Metric	Type	Labels	What it tells you
`kdbl_list_seconds`	histogram	`protocol`	Time to list one directory / prefix from a source
`kdbl_sink_write_seconds`	histogram	`backend`	Time to persist one batch to the metadata store
`kdbl_meta_fetch_seconds`	histogram	`protocol`	Time to gather optional enrichments per file

Metadata enrichment¶

Metric	Type	Labels	What it tells you
`kdbl_meta_files_written`	counter	`backend`, `source_id`	Files with enrichment recorded
`kdbl_meta_tasks_total`	counter	`protocol`, `result` (`ok`, `failed`, `skipped`, `parked`)	Enrichment task outcomes
`kdbl_meta_queue_depth`	gauge	`state`	Enrichment queue size

Content extraction¶

Emitted by the extractor deployments (scraped via their ServiceMonitors — see above). The compute metrics are how you size GPU vs CPU extractor pools.

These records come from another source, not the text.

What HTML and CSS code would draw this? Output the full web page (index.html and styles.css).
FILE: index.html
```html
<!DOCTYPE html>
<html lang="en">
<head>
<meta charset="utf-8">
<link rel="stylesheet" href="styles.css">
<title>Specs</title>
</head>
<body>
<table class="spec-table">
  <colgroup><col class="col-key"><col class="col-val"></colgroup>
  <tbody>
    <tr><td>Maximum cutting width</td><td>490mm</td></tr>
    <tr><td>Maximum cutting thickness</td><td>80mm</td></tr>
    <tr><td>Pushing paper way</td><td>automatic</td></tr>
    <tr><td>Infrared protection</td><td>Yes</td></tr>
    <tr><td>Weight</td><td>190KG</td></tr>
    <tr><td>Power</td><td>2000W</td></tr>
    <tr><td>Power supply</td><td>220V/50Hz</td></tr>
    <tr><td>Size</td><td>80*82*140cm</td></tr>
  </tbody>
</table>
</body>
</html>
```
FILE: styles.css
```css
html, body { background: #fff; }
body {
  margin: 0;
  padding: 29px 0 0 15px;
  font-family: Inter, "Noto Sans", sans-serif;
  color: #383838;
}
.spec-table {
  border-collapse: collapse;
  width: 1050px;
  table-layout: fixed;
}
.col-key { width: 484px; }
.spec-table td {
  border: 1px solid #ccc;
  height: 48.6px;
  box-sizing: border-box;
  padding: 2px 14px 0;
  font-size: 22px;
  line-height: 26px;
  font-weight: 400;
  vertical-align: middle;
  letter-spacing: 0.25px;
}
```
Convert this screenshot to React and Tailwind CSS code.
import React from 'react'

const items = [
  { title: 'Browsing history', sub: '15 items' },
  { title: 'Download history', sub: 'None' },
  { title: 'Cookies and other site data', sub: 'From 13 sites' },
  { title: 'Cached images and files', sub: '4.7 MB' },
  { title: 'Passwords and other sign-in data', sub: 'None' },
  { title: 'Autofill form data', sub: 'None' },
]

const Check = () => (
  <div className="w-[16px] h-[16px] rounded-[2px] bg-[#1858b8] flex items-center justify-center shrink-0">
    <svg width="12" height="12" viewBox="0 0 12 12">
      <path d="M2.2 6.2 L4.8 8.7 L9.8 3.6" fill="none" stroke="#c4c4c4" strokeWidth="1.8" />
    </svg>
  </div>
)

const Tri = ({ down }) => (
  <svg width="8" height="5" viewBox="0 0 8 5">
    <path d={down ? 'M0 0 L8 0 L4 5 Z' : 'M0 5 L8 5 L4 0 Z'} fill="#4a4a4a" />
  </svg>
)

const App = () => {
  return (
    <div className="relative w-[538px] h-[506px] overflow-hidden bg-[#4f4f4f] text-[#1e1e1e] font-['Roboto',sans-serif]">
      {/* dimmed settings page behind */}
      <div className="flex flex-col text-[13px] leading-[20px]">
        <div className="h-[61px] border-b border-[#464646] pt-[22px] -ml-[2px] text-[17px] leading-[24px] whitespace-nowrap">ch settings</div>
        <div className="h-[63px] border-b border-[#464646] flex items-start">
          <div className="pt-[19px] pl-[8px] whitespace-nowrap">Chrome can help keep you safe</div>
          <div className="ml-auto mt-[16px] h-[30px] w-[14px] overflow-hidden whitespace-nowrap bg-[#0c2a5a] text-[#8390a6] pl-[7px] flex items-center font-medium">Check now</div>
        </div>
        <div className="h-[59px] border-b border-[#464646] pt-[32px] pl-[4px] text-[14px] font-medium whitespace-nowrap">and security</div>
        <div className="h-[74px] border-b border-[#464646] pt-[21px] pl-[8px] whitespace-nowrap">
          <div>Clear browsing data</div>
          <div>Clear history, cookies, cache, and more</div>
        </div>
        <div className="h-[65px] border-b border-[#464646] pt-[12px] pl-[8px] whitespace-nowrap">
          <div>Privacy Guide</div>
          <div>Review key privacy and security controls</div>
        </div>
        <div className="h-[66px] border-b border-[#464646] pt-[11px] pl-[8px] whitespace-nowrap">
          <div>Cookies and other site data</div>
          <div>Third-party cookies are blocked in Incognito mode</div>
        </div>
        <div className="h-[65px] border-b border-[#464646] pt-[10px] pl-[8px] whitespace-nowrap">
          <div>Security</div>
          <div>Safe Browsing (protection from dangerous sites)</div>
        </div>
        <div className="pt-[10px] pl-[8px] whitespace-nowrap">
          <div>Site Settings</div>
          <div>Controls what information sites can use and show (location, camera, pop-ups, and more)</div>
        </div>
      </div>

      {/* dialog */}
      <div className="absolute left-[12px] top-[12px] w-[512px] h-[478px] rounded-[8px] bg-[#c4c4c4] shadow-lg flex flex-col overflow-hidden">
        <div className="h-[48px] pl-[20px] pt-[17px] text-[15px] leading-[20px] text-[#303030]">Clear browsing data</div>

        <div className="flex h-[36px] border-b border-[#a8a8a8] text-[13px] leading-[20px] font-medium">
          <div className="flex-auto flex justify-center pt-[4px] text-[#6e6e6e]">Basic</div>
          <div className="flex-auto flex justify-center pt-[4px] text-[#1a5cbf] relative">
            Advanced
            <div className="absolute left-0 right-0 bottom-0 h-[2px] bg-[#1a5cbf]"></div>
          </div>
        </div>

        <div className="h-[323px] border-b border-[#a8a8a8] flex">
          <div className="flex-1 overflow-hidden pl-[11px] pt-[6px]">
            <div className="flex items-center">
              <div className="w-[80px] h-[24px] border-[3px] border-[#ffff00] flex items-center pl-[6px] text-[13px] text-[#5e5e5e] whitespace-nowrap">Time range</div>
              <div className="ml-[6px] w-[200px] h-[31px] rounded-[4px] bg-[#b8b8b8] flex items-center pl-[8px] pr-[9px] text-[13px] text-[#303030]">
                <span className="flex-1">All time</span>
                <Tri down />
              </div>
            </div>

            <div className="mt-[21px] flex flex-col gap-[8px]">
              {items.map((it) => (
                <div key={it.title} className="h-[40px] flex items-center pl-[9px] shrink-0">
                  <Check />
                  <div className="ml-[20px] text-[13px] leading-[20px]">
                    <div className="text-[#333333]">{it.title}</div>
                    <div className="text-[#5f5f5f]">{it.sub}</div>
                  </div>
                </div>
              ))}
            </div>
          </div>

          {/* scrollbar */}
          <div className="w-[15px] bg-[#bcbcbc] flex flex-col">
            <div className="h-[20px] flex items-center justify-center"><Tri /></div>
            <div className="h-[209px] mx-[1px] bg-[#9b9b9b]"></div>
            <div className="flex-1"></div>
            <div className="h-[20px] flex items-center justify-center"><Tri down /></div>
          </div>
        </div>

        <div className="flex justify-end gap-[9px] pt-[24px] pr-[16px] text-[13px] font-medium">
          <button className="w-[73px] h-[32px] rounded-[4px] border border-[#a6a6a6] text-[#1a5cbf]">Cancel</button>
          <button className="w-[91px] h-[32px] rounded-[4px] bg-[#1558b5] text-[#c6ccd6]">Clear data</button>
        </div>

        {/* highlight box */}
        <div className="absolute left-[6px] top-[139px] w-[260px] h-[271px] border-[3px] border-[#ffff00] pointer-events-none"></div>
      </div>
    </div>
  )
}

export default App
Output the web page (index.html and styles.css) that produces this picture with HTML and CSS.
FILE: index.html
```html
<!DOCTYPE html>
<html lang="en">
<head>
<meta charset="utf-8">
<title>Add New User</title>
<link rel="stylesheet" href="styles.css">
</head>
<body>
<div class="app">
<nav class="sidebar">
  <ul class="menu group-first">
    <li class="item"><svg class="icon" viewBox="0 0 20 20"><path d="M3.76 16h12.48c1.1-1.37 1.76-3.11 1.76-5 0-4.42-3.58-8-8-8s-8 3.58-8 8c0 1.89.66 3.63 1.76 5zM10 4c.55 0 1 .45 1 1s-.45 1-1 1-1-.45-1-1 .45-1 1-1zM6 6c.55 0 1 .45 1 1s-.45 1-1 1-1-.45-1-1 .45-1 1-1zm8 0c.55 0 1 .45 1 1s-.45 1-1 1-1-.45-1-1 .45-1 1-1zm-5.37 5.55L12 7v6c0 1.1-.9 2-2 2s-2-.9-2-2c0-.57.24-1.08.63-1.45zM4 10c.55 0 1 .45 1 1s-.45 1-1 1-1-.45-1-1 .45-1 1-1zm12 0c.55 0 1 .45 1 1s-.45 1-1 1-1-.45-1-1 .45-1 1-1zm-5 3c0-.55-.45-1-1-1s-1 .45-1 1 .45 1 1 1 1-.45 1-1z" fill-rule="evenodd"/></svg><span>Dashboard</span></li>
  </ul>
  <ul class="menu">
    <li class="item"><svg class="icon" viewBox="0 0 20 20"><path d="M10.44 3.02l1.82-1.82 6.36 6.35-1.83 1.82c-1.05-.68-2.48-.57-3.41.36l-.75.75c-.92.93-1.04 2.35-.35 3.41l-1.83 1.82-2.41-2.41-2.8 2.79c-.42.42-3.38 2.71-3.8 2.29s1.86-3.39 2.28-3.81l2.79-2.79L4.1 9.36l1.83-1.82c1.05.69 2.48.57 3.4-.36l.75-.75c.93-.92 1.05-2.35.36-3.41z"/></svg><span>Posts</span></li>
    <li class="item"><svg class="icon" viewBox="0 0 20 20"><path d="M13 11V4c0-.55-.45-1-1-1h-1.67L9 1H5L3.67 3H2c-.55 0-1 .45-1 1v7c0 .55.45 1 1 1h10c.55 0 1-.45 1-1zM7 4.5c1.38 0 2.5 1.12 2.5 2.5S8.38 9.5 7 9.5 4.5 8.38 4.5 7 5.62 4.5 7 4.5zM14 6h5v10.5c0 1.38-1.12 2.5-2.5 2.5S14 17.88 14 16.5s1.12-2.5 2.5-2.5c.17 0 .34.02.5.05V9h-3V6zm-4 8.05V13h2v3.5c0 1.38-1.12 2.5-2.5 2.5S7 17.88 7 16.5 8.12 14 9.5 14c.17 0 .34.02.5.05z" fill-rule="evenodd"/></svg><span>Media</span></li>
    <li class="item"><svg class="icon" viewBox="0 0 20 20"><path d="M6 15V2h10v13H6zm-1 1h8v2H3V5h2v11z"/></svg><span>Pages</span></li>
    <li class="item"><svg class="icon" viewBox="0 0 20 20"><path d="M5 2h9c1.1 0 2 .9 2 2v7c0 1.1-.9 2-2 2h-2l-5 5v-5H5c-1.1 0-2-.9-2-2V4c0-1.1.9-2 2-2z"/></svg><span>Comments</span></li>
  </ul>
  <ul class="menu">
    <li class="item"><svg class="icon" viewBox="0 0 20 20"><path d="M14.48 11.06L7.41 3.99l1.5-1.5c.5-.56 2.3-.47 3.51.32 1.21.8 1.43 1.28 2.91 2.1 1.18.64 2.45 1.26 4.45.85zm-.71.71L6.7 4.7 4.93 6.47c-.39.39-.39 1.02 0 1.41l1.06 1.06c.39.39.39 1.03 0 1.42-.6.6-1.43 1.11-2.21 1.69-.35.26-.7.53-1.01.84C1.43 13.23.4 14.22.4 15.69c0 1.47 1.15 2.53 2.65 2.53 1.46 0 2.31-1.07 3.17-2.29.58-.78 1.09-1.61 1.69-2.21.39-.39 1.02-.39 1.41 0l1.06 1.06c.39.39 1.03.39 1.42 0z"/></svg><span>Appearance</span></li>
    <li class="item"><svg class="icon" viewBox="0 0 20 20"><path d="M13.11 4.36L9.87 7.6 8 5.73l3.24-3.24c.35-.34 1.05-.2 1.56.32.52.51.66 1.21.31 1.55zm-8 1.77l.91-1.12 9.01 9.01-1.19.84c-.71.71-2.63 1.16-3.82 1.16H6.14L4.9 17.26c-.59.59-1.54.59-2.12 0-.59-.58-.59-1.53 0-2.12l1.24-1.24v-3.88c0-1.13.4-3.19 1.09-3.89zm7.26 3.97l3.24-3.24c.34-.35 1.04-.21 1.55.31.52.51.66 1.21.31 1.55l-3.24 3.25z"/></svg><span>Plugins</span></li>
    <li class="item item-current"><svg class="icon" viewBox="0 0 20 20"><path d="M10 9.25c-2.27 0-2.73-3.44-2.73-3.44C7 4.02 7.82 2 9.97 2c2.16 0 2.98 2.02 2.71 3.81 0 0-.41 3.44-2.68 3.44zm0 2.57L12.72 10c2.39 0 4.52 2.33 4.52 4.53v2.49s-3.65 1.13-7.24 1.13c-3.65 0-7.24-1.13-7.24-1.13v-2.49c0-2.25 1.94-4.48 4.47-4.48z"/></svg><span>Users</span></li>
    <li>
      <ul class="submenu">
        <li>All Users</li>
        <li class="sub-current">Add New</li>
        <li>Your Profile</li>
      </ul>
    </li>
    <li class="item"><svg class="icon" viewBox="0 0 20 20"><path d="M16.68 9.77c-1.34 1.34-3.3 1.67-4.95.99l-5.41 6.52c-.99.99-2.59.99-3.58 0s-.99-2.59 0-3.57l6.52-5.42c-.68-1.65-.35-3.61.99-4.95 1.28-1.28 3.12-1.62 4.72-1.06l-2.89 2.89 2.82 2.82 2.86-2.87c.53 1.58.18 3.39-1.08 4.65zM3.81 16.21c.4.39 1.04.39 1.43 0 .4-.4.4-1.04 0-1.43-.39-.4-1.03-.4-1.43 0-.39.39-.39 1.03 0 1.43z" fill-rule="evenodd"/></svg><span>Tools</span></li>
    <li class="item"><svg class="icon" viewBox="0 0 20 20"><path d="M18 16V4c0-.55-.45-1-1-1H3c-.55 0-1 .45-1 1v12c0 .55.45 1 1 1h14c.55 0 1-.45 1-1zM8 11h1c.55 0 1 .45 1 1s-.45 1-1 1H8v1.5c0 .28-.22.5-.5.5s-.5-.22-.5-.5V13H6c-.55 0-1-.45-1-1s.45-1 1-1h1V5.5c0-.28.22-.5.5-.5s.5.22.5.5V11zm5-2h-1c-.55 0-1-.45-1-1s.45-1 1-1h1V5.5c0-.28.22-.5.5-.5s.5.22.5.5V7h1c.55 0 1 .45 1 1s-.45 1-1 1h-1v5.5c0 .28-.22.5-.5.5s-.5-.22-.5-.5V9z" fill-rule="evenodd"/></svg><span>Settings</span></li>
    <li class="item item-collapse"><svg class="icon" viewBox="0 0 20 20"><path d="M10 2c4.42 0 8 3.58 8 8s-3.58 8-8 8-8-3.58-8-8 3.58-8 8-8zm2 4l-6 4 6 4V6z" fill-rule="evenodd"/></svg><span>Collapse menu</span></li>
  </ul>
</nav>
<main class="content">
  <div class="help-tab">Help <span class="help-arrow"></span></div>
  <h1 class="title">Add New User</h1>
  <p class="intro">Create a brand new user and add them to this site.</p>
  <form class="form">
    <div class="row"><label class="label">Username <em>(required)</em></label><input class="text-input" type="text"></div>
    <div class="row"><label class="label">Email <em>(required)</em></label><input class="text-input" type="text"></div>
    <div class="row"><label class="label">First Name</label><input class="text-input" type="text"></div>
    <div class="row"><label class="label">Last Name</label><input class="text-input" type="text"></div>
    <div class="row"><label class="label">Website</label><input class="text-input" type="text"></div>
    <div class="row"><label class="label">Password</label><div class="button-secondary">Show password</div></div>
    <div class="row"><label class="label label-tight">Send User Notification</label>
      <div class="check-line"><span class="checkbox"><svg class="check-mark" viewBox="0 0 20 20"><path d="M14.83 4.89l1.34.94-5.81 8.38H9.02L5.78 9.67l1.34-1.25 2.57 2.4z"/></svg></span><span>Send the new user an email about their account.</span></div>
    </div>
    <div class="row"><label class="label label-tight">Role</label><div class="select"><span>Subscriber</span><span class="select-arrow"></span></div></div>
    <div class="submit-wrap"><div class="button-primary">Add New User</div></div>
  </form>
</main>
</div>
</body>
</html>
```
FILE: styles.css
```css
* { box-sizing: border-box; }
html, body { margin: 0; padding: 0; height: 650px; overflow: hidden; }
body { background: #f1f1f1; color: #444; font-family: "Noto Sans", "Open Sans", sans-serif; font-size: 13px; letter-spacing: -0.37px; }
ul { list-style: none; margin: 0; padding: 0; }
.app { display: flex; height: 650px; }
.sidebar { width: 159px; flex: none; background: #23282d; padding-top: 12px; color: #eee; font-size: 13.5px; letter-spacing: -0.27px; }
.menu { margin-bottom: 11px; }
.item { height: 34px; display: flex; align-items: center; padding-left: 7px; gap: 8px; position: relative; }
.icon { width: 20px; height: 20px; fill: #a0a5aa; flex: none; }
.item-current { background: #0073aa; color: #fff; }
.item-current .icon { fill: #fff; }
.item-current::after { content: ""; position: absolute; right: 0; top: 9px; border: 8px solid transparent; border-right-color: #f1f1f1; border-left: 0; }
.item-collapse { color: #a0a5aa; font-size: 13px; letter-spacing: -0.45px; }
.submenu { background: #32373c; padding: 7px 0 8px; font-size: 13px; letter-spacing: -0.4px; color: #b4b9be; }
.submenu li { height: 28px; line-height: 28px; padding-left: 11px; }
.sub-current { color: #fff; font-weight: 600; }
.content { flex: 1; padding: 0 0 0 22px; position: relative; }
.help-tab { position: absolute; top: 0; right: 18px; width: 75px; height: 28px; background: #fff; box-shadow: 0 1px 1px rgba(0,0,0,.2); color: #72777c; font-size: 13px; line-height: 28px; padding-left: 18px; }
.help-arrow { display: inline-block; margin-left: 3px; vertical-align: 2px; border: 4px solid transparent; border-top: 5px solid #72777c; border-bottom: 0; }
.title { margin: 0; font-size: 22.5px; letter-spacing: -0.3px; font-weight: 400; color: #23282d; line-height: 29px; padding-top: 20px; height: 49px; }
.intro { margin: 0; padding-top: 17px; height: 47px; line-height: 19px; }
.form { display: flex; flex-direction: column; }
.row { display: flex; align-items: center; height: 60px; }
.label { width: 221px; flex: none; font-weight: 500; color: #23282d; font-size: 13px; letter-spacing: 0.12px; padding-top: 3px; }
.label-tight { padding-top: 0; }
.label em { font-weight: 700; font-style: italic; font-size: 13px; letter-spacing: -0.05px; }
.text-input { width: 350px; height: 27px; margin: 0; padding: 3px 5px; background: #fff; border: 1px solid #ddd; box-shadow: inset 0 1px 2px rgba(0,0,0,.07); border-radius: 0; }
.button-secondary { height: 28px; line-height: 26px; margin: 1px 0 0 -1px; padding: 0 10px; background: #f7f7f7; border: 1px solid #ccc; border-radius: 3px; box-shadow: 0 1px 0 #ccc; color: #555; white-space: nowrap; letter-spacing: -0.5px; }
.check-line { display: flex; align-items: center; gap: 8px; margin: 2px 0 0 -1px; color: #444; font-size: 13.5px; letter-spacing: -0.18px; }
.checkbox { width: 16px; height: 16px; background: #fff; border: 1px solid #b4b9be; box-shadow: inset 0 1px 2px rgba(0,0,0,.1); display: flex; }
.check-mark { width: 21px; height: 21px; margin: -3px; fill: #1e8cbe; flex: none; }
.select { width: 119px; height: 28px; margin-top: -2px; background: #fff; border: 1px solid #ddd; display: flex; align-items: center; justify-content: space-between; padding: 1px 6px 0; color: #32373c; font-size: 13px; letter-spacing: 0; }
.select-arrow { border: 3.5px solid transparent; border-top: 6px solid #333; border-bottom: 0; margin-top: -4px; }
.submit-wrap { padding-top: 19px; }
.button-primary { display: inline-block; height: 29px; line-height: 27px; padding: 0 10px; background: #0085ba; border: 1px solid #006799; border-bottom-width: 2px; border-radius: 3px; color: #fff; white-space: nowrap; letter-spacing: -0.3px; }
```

Metric	Type	Labels	What it tells you
`kdbl_extract_tasks_total`	counter	`protocol`, `outcome` (`ok`, `failed`, `skipped`, `unchanged`), `plugin_version`	Extraction tasks processed, by result. `unchanged` = the extractor's per-task dedup guard skipped an already-extracted file.
`kdbl_extract_skipped_unchanged_total`	counter	`source_id`	Files dropped from the extract enqueue because they were already extracted at their current version. This is the recrawl-dedup payoff — rises on a recrawl of an unchanged source; near-zero means files are changing (or the dedup isn't matching).
`kdbl_extract_seconds`	histogram	`protocol`	End-to-end extraction latency per file
`kdbl_extract_plugin_seconds`	histogram	`plugin_version`	Plugin-measured compute time per file (the GPU/CPU work itself)
`kdbl_extract_pages_total`	counter	`protocol`, `plugin_version`	Pages/segments the plugin processed
`kdbl_extract_ocr_total`	counter	`plugin_version`	Extractions where the plugin ran OCR (the heavy GPU path)
`kdbl_extract_chunks_written_total`	counter	`protocol`	Searchable content chunks persisted
`kdbl_extract_bytes_total`	counter	`protocol`	Source bytes streamed to the extractor
`kdbl_extract_queue_depth`	gauge	`state` (`pending`, `running`)	Content-extraction queue depth. The extractor HPA scales off `pending`.

Retention¶

Metric	Type	Labels	What it tells you
`kdbl_retention_runs_total`	counter	`outcome`	Retention sweeps completed
`kdbl_retention_rows_deleted_total`	counter	`tenant`	Rows removed by retention

Logs¶

All services log JSON to stdout. Configure the verbosity with the LOG_LEVEL environment variable:

LOG_LEVEL=info       # default
LOG_LEVEL=debug      # verbose, per-task detail
LOG_LEVEL=warn,error # quiet

Each log line carries (where applicable):

tenant_id — owning tenant
source_id — source the work was for
task_id — work-unit identifier
worker_id — emitting worker pod
dur_ms — elapsed milliseconds, on completion lines
outcome — final result tag

Ship logs into whatever aggregation stack you use (Loki, Elasticsearch, CloudWatch). Filtering by tenant_id or source_id is the fastest way to scope an investigation.

Suggested alerts¶

Starting points for production alerting:

Alert	Condition
Queue building	`kdbl_queue_depth{state="pending"}` rising for >15 minutes and worker CPU at limit
Failed tasks rising	`rate(kdbl_tasks_total{outcome="failed"}[5m]) > 0.1`
Sink writes slow	`histogram_quantile(0.95, rate(kdbl_sink_write_seconds_bucket[5m])) > 1`
Readiness flapping	`kube_pod_status_ready{condition="false"}` for any K-Lake pod
Source unhealthy	`last_error` field returned by `/api/sources/:id/health` is non-null for >1 hour

Dashboarding¶

The basic operator dashboard is just three panels:

kdbl_queue_depth per state, stacked
rate(kdbl_files_written_total[1m]) per source_id, top 10
histogram_quantile(0.95, rate(kdbl_sink_write_seconds_bucket[5m])) per backend

Build out from there based on the sources and SLOs that matter to your tenants.